### Data shown
• • • • •
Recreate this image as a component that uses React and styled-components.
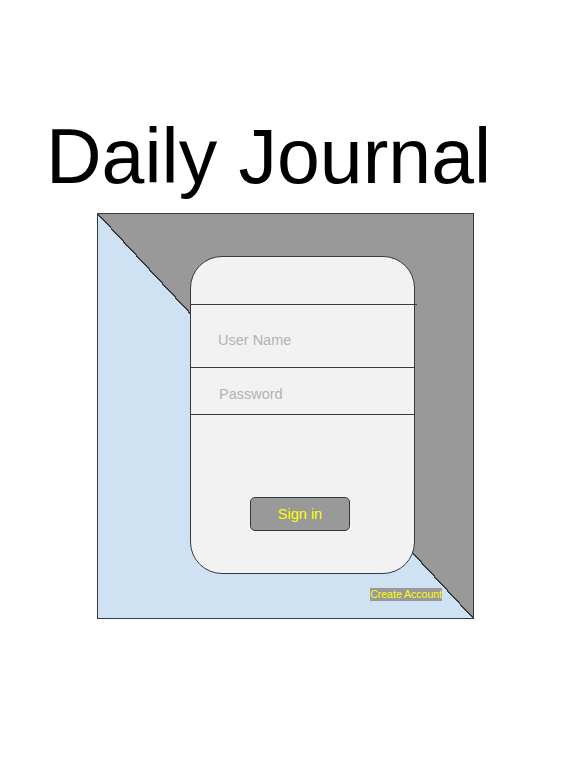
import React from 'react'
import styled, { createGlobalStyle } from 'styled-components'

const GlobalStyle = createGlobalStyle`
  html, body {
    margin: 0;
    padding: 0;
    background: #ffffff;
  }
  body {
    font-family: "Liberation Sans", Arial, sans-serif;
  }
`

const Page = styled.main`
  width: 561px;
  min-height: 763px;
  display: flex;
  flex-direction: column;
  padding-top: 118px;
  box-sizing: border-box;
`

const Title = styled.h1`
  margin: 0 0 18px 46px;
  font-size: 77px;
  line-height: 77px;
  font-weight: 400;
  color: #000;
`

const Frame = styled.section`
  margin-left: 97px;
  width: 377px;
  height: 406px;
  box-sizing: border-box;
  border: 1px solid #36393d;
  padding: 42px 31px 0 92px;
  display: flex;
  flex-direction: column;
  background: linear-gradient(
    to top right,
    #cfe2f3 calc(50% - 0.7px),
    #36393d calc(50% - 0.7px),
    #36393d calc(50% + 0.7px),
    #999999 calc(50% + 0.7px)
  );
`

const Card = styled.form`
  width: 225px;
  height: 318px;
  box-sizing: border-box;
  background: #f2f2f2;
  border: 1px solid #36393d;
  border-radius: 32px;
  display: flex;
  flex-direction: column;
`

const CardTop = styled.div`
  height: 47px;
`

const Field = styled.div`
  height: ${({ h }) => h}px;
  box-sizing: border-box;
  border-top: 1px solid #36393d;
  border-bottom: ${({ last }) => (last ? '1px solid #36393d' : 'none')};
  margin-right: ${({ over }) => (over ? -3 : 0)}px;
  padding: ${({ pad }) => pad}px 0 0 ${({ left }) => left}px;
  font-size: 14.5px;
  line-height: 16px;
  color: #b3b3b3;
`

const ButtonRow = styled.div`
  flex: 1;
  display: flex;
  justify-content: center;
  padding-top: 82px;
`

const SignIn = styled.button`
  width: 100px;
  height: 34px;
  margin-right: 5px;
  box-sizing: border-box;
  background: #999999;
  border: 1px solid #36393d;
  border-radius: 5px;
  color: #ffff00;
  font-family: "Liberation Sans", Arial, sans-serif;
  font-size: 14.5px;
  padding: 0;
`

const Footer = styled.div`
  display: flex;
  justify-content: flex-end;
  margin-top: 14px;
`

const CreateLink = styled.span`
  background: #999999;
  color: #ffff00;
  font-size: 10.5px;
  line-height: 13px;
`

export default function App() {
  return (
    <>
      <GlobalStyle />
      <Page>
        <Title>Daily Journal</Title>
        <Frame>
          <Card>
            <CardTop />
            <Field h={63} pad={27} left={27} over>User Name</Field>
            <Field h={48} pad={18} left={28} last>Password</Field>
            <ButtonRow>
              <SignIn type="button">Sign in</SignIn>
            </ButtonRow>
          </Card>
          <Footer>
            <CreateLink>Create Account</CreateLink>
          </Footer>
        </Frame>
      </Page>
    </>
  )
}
• • • • •
Go through the listing above and write it out again exactly, dropping the pictures.

Recreate this image as a component that uses React and styled-components.
import React from 'react'
import styled, { createGlobalStyle } from 'styled-components'

const GlobalStyle = createGlobalStyle`
  html, body {
    margin: 0;
    padding: 0;
    background: #ffffff;
  }
  body {
    font-family: "Liberation Sans", Arial, sans-serif;
  }
`

const Page = styled.main`
  width: 561px;
  min-height: 763px;
  display: flex;
  flex-direction: column;
  padding-top: 118px;
  box-sizing: border-box;
`

const Title = styled.h1`
  margin: 0 0 18px 46px;
  font-size: 77px;
  line-height: 77px;
  font-weight: 400;
  color: #000;
`

const Frame = styled.section`
  margin-left: 97px;
  width: 377px;
  height: 406px;
  box-sizing: border-box;
  border: 1px solid #36393d;
  padding: 42px 31px 0 92px;
  display: flex;
  flex-direction: column;
  background: linear-gradient(
    to top right,
    #cfe2f3 calc(50% - 0.7px),
    #36393d calc(50% - 0.7px),
    #36393d calc(50% + 0.7px),
    #999999 calc(50% + 0.7px)
  );
`

const Card = styled.form`
  width: 225px;
  height: 318px;
  box-sizing: border-box;
  background: #f2f2f2;
  border: 1px solid #36393d;
  border-radius: 32px;
  display: flex;
  flex-direction: column;
`

const CardTop = styled.div`
  height: 47px;
`

const Field = styled.div`
  height: ${({ h }) => h}px;
  box-sizing: border-box;
  border-top: 1px solid #36393d;
  border-bottom: ${({ last }) => (last ? '1px solid #36393d' : 'none')};
  margin-right: ${({ over }) => (over ? -3 : 0)}px;
  padding: ${({ pad }) => pad}px 0 0 ${({ left }) => left}px;
  font-size: 14.5px;
  line-height: 16px;
  color: #b3b3b3;
`

const ButtonRow = styled.div`
  flex: 1;
  display: flex;
  justify-content: center;
  padding-top: 82px;
`

const SignIn = styled.button`
  width: 100px;
  height: 34px;
  margin-right: 5px;
  box-sizing: border-box;
  background: #999999;
  border: 1px solid #36393d;
  border-radius: 5px;
  color: #ffff00;
  font-family: "Liberation Sans", Arial, sans-serif;
  font-size: 14.5px;
  padding: 0;
`

const Footer = styled.div`
  display: flex;
  justify-content: flex-end;
  margin-top: 14px;
`

const CreateLink = styled.span`
  background: #999999;
  color: #ffff00;
  font-size: 10.5px;
  line-height: 13px;
`

export default function App() {
  return (
    <>
      <GlobalStyle />
      <Page>
        <Title>Daily Journal</Title>
        <Frame>
          <Card>
            <CardTop />
            <Field h={63} pad={27} left={27} over>User Name</Field>
            <Field h={48} pad={18} left={28} last>Password</Field>
            <ButtonRow>
              <SignIn type="button">Sign in</SignIn>
            </ButtonRow>
          </Card>
          <Footer>
            <CreateLink>Create Account</CreateLink>
          </Footer>
        </Frame>
      </Page>
    </>
  )
}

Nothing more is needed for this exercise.